>> start Record extracts

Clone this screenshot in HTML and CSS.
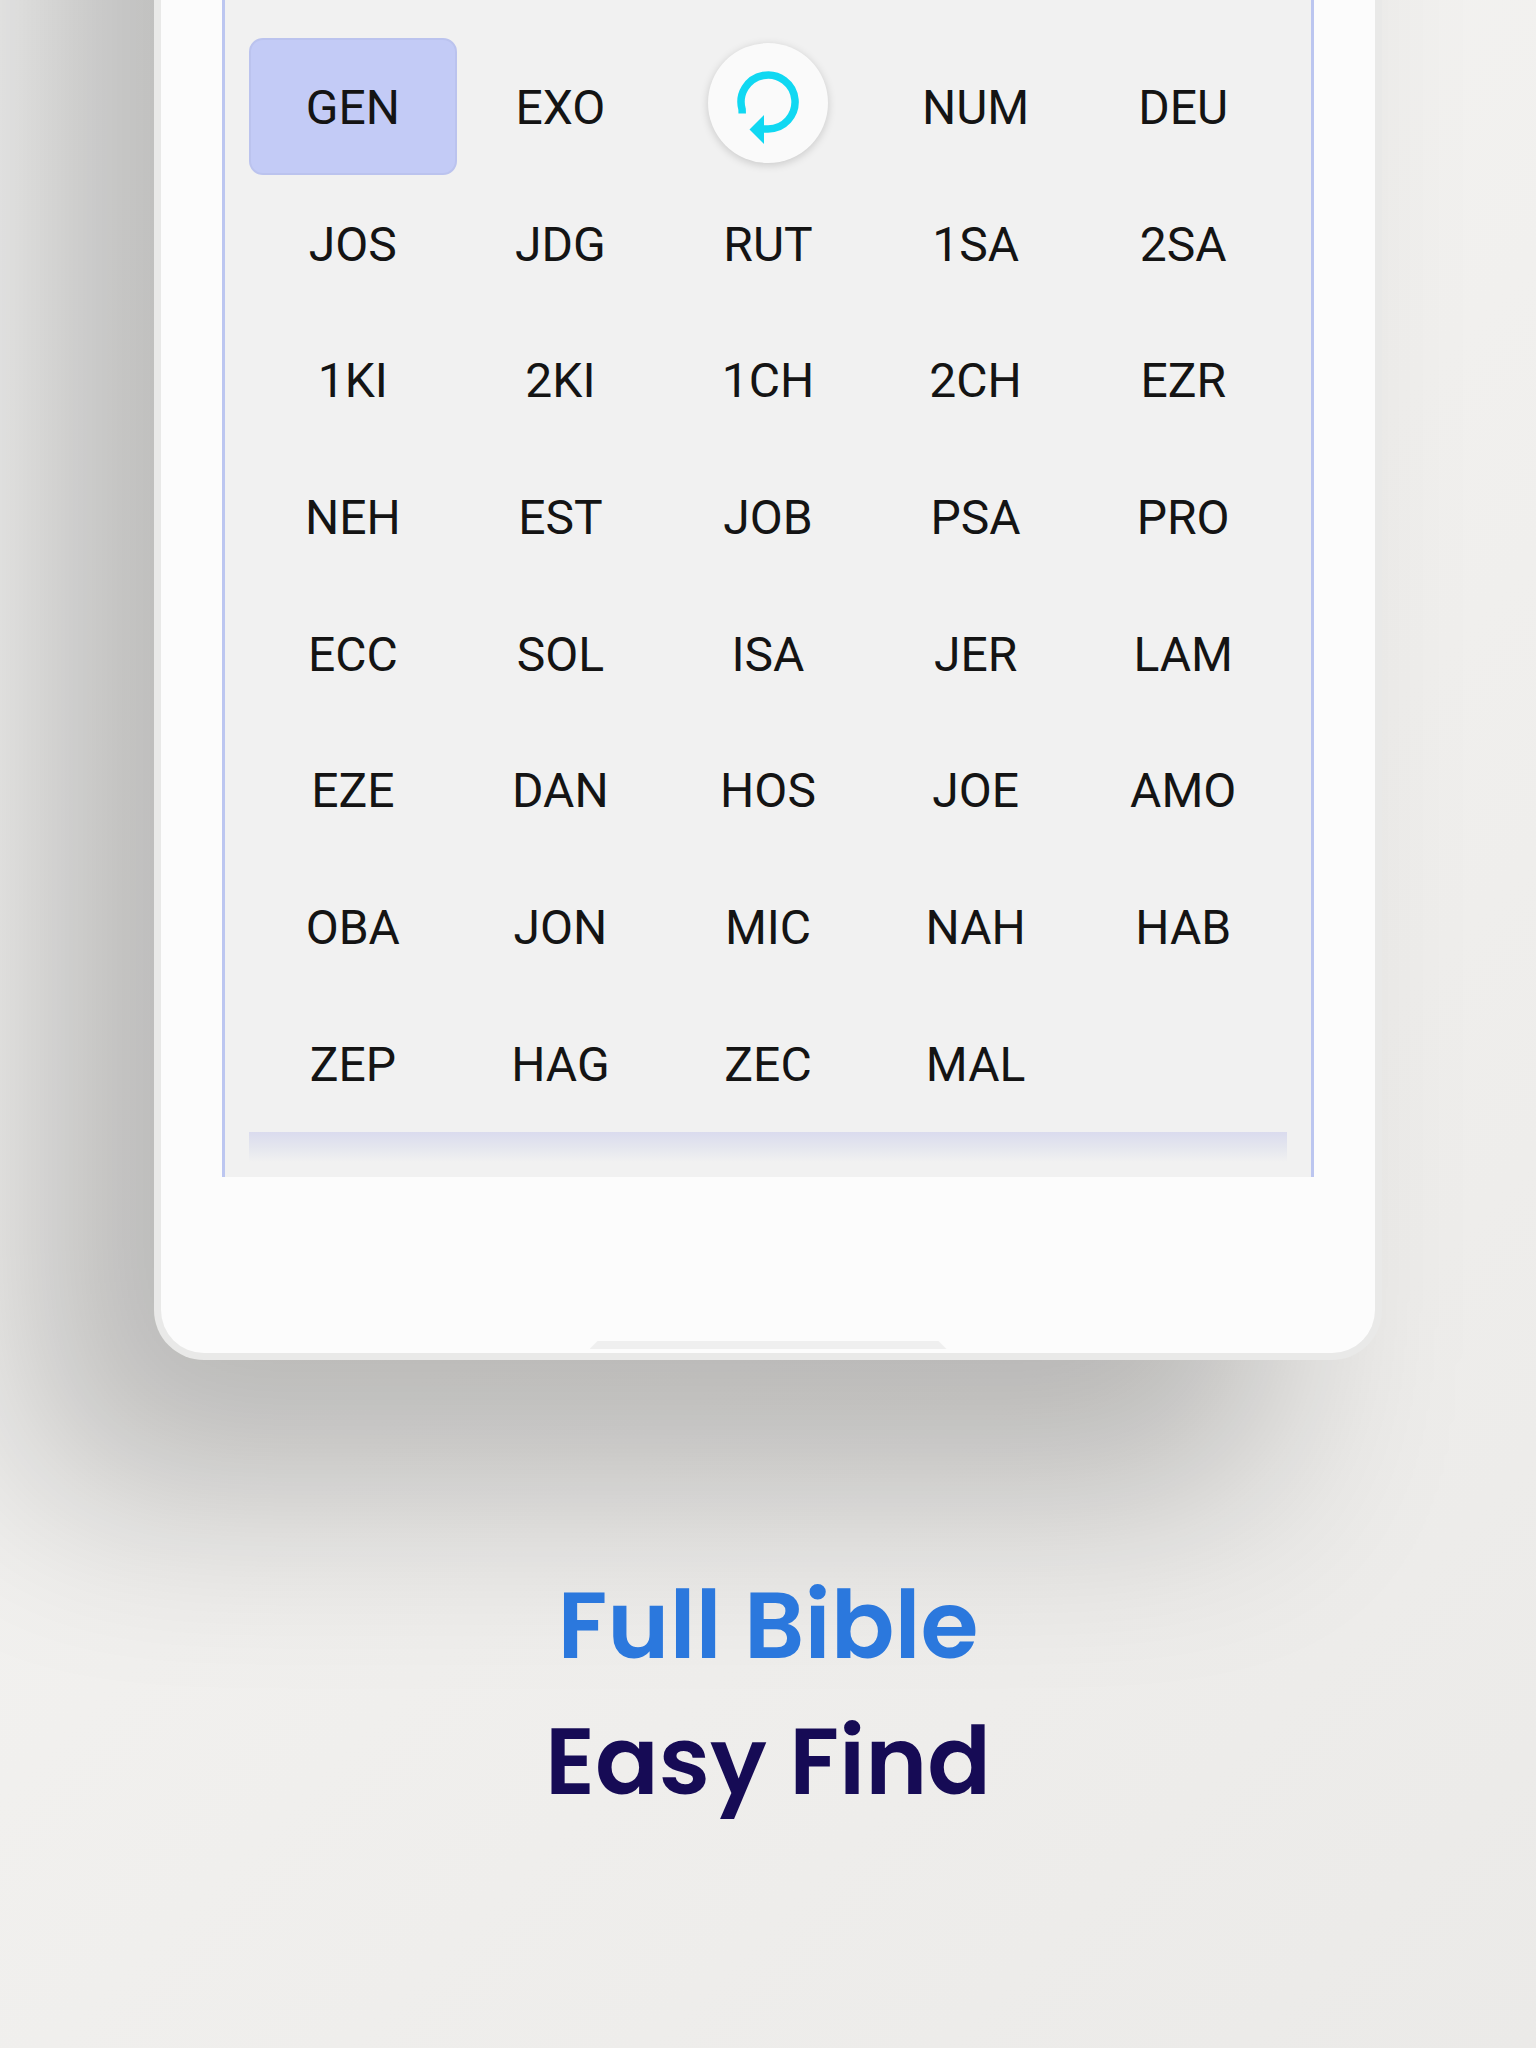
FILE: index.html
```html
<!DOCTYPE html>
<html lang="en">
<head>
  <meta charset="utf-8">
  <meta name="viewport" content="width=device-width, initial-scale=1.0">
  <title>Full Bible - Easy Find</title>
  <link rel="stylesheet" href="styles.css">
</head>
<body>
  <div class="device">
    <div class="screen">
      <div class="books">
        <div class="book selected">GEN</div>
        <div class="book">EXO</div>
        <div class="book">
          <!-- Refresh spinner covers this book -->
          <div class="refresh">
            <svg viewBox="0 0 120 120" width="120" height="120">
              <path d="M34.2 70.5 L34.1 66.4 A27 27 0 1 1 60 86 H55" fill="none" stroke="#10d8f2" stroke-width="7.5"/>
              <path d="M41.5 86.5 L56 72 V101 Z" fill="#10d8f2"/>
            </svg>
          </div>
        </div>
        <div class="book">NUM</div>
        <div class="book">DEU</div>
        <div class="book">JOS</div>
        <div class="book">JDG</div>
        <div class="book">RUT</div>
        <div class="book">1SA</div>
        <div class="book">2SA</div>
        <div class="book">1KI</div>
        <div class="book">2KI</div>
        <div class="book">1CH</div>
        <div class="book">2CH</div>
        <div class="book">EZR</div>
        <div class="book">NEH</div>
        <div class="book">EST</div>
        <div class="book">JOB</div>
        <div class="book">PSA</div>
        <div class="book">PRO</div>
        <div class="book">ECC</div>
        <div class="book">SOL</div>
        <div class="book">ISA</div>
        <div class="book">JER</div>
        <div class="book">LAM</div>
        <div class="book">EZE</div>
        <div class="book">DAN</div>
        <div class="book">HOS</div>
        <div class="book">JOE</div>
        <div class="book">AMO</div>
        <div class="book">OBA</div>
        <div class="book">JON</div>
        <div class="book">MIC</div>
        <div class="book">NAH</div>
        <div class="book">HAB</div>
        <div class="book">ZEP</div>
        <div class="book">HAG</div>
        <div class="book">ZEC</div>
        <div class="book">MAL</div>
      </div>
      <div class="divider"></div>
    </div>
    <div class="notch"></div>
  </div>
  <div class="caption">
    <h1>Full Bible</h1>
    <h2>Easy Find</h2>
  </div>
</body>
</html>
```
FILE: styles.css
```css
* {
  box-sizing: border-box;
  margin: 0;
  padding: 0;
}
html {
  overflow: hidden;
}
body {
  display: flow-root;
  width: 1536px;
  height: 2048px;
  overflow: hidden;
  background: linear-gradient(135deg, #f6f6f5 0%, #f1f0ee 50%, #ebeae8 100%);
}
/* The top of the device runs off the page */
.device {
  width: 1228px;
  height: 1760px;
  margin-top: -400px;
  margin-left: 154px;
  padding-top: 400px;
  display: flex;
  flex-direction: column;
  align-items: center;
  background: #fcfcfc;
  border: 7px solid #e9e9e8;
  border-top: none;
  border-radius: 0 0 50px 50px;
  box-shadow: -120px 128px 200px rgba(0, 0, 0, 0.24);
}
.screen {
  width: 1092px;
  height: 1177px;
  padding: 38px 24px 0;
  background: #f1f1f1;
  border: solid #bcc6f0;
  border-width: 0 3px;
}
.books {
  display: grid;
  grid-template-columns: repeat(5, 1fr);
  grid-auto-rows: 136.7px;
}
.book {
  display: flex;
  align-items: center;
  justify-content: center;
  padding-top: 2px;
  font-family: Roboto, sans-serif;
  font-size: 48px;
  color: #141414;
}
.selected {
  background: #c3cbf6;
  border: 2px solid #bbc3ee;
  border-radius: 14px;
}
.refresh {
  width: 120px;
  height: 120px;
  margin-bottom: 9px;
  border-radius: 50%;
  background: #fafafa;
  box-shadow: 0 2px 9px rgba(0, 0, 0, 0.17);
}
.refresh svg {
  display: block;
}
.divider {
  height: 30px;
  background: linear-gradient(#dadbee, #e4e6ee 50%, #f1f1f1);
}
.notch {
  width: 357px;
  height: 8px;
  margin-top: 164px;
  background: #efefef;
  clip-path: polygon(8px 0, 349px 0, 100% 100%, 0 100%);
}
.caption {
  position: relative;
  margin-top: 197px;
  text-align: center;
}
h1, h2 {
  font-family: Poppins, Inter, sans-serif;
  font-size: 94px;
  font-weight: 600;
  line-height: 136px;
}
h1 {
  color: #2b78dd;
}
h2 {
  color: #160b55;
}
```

>> end Record extracts
>> start Record extracts

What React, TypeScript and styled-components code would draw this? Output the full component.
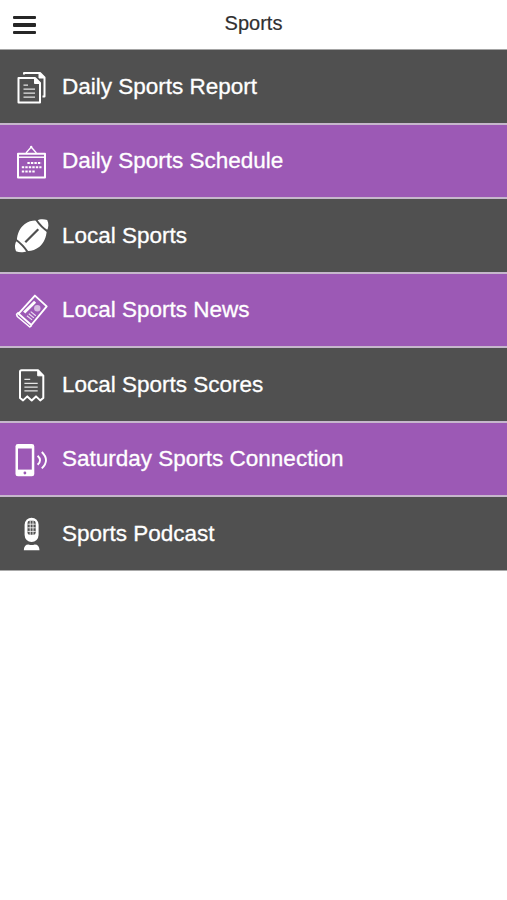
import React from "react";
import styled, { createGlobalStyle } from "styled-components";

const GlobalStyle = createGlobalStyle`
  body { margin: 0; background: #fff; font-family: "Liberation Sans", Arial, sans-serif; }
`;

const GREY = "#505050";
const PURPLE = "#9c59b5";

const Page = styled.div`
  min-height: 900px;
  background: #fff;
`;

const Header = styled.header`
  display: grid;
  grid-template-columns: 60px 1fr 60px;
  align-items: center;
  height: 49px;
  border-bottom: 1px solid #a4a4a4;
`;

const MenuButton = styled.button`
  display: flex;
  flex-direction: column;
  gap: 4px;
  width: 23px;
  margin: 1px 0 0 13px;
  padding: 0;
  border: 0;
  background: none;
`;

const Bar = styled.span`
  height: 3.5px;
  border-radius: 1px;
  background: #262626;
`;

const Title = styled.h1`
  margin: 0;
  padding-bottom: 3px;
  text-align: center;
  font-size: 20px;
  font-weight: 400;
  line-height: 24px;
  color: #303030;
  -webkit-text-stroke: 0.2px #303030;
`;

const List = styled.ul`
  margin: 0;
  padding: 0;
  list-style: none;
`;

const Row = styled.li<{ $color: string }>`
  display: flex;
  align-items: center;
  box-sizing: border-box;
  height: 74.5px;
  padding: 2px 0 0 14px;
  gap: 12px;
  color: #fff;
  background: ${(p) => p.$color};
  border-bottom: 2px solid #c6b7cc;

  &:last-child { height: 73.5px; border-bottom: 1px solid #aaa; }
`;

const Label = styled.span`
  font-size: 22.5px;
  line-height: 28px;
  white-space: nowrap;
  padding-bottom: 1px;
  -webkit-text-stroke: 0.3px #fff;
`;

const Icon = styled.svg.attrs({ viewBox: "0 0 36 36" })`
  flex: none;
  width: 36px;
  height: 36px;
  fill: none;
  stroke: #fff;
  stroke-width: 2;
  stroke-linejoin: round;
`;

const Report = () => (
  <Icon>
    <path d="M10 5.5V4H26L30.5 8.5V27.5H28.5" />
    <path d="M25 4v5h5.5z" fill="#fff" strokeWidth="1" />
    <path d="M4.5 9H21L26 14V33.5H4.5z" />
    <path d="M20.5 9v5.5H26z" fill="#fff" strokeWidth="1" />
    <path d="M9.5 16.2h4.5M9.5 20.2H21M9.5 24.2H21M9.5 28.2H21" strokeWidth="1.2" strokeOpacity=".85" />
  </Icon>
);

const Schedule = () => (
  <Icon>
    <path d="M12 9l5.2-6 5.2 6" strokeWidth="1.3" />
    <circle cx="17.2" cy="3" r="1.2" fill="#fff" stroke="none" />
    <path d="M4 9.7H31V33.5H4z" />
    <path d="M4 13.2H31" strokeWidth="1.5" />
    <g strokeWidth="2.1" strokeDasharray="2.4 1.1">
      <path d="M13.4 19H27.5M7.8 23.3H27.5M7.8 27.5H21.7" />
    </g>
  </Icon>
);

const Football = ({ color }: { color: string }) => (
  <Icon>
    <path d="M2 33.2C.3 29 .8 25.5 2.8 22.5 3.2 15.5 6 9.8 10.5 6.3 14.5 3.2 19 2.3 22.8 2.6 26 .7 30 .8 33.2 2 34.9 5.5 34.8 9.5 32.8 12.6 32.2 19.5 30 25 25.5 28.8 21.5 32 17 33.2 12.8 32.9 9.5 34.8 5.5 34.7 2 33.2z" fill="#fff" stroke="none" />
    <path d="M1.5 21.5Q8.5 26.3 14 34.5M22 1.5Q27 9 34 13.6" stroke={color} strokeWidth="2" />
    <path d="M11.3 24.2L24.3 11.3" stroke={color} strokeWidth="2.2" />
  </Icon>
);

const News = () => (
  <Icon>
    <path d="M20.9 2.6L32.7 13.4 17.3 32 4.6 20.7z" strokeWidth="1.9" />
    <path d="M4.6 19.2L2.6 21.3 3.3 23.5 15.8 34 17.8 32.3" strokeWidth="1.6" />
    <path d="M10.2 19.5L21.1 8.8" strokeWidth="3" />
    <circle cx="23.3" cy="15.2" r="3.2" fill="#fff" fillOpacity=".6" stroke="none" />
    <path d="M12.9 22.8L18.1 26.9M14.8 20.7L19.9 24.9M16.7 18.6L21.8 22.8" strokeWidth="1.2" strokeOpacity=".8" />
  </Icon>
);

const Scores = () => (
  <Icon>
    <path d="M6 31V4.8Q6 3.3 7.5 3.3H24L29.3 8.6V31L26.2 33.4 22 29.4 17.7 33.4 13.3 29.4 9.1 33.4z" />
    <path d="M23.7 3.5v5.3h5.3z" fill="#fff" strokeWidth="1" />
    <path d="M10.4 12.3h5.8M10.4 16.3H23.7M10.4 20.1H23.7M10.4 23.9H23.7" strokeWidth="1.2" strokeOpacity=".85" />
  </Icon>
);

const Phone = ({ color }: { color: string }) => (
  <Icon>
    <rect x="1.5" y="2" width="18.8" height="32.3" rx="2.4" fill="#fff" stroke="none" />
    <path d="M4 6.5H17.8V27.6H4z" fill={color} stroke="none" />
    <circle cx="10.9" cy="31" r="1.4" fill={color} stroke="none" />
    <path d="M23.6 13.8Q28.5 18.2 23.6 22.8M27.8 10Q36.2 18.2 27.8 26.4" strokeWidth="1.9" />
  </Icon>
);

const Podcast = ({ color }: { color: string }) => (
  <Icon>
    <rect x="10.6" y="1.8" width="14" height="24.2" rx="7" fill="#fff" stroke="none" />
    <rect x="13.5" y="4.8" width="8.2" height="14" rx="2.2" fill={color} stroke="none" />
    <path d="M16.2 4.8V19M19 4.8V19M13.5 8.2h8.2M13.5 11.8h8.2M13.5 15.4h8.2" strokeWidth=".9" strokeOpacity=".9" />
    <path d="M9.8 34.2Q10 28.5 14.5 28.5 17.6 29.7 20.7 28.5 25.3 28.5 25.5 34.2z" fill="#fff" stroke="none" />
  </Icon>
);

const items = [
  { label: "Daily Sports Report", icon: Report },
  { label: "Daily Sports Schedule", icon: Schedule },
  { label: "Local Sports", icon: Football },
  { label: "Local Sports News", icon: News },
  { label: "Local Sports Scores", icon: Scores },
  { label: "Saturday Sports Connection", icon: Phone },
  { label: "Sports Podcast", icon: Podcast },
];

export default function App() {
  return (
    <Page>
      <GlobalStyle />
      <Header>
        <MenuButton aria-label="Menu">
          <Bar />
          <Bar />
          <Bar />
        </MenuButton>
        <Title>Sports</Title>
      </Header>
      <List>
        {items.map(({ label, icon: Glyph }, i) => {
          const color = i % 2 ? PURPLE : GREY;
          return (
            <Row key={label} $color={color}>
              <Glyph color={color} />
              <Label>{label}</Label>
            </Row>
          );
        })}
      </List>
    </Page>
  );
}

>> end Record extracts

**What to do**.
From the data above, pick out each line containing "this" and copy it.

**Answer**.
Clone this screenshot in HTML and CSS.
          <!-- Refresh spinner covers this book -->
What React, TypeScript and styled-components code would draw this? Output the full component.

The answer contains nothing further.